そのため、彼はスペイン船に見つからないようにした。
待ちに待った救助の時は、1709年2月2日に訪れた。
前述のウィリアム・ダンピアに先導された私掠船デューク号である。
セルカークはデューク号の船長ウッズ・ロジャーズによって発見された。
私掠船とは私掠免許を得た個人の船。

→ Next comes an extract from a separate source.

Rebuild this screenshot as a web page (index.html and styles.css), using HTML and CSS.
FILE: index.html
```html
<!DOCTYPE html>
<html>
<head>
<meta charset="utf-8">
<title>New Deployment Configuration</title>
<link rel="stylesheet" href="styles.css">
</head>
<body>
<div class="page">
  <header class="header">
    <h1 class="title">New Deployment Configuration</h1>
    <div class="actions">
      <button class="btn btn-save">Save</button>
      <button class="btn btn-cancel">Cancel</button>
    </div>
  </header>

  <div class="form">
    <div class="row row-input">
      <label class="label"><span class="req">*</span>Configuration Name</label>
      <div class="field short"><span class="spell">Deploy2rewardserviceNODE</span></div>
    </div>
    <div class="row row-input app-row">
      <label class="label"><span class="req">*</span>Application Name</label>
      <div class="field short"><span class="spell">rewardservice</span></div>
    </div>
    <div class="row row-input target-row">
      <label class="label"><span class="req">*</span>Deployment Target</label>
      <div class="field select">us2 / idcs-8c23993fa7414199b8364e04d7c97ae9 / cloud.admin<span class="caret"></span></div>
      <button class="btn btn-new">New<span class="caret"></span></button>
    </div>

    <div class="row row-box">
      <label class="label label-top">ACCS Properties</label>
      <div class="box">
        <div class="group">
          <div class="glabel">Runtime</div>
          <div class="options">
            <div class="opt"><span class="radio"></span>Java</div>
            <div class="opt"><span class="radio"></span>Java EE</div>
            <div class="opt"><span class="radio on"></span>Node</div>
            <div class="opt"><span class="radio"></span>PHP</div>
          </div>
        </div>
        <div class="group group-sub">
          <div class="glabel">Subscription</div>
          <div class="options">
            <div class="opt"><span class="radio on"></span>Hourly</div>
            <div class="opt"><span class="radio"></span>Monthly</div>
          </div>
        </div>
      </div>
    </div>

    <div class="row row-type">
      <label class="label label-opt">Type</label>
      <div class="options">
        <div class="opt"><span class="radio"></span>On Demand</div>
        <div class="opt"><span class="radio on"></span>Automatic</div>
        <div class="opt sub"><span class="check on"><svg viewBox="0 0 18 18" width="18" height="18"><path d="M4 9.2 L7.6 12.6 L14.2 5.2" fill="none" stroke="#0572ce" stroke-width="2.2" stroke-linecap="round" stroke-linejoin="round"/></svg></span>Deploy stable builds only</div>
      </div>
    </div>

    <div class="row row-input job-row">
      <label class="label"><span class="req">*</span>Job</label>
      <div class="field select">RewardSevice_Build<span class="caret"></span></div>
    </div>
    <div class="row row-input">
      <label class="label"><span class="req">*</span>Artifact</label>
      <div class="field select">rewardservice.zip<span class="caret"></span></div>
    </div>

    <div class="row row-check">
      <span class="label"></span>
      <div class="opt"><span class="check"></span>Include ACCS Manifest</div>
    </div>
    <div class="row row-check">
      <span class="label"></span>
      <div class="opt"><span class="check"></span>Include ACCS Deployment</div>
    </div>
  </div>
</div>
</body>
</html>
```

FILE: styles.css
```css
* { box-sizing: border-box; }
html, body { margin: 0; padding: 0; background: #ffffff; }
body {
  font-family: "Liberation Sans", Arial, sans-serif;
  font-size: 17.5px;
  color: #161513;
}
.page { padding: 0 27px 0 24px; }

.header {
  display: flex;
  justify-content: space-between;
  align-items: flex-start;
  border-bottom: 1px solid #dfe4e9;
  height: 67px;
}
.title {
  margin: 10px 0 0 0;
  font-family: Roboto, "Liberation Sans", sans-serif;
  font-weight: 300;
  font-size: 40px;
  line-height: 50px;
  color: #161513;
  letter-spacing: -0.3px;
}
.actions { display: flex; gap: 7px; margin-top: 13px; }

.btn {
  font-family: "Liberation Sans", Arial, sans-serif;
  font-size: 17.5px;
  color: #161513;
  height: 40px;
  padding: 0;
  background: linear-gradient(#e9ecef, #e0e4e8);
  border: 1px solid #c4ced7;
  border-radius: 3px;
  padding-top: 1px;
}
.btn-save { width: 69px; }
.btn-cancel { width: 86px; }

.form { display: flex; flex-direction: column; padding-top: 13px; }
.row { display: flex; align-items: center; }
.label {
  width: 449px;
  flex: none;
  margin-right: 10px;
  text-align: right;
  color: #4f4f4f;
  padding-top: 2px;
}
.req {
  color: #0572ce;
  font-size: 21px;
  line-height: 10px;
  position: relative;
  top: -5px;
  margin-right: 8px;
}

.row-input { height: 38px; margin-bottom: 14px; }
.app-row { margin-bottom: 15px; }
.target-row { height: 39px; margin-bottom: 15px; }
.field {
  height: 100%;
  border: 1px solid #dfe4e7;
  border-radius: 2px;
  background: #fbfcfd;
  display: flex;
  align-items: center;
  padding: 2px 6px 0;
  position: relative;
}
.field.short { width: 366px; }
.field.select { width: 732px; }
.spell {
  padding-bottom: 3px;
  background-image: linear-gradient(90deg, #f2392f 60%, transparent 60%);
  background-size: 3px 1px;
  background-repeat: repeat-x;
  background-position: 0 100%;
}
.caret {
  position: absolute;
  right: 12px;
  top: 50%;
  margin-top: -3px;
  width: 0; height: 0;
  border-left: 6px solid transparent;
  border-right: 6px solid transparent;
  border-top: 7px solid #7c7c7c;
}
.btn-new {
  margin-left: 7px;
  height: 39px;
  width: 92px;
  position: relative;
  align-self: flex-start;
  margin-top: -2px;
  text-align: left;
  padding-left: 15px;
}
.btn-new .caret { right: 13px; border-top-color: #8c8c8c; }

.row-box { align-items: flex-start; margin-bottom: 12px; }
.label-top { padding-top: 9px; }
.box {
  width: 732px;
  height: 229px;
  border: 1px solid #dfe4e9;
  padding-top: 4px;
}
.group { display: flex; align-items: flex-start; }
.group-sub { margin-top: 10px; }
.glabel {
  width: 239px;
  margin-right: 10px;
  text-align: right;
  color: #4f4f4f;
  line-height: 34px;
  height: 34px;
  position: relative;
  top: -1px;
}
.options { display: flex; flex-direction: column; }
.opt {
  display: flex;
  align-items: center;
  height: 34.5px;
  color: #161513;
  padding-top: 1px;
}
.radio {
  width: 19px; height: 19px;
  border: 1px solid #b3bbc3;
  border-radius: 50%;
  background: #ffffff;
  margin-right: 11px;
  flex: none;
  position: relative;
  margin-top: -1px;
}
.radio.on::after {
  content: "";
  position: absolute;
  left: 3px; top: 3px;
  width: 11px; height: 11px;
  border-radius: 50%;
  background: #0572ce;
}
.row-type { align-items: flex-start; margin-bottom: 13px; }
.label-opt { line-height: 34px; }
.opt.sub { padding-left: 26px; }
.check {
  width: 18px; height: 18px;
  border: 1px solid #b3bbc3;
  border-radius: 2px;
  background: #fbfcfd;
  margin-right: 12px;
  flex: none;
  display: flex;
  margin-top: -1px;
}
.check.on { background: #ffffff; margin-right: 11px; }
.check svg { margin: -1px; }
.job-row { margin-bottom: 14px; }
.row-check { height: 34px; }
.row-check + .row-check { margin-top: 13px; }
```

海賊ではないが、やっていたことは海賊そのものであった。
ロジャーズはセルカークを島の知事と呼んだ。
発見されたとき、4年も遭難生活を続けていたセルカークは、喜びのあまり完全に取り乱していた。
敏捷なセルカークは日に2、3頭のヤギを捕らえ、ロジャーズの部下たちの健康回復の助けとなった。
ロジャーズはセルカークを部下として招き、自分の拿捕した船の独自指揮権まで与えた。
ロジャーズの著書
“A cruising voyage round the world: first to the South-Sea, thence to the East-Indies, and homewards by the Cape of Good Hope”
は、セルカークの過酷な体験談を添えて1712年に刊行された。
ジャーナリストのリチャード・スティールは、セルカークに島での孤独な生活についてのインタビューを行い、1713年12月1日付けの「The Englishman」にセルカークに関する有名な記事を書いた。
1717年にセルカークはロウアー・ラルゴ村に帰ったが、わずか数か月しか滞在しなかった。
彼は村で16歳の酪農婦ソフィア・ブルースと出会い、2人でロンドンに駈落ちしたが、明らかに正式な結婚はしていなかった。
同じく1717年の3月、彼はふたたび船乗りになった。
プリマス逗留中に、彼は夫を亡くした宿屋の女主人と結婚した。
航海日誌によれば、彼は王室船ウェイマス号に艦長補佐として乗船していた1721年12月13日午後8時に死亡した。
死因は、この船上で爆発的にまん延した黄熱病であったと考えられている。
彼はアフリカの西海岸の沖合で水葬に付された。
ファン・フェルナンデス諸島
1966年1月1日、セルカークが滞在した島は、公式にロビンソン・クルーソー島と改称された。
同時に、ファン・フェルナンデス諸島の最西端の島は、セルカークはおそらく目にすらしたことがなかっただろうが、アレハンドロ・セルカーク島と改称された。
野営地の考古学的発見
2000年頃、日本人の髙橋大輔に率いられた探検隊が、島内でセルカークの野営地を探し求め、およそ間違いなくセルカークのものである18世紀前期(または17世紀後期)の航海用計器を見つけた。